Another aspect affecting quality is the relationship between the carrier and business partner, especially the quality of their communication. Often that is driven by the reporting of underwriting and claims results. Business partners that set up proactive communications generally achieve higher quality, since the carrier can expect to hear about progress and results no matter what they are.

I’ve only mentioned claims in passing, but claims are a major indicator of quality for an insurance partnership. If the business partner has access to the right adjusters to get a claim settled fairly and expeditiously (and properly reported to the carrier), then there’s a good chance of a superior quality insurance transaction for carrier, business partner and claimant.

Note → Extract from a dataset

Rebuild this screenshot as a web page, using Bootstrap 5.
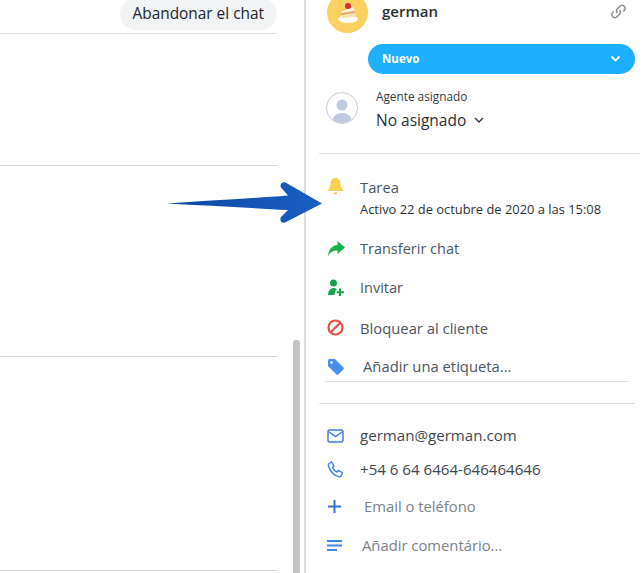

In short, the thread of insurance value creation weaves from the carrier’s allocation of capital and capacity, through underwriting and delivery of the rate, into the business reporting and conversations around it, through claims management and payment — and then all the way back around. Then, as the shampoo bottles read: Lather, rinse and repeat.

That’s how the insurance industry creates value and superior quality. It’s not new. What’s different now, though, is that Hurricane Ian and a rash of other losses have laid bare which carriers and business partners have been able to establish and maintain high quality through a variety of market cycles.

The retrenchment going on in the market as 2023 began was a healthy if difficult sign. Beyond that, though, reinsurers, insurers, wholesalers and retail distributors all need to wrestle with how to move forward. Watching our Ps and Qs — especially the “Q” of quality — in the property CAT market is an appealing and rewarding way forward.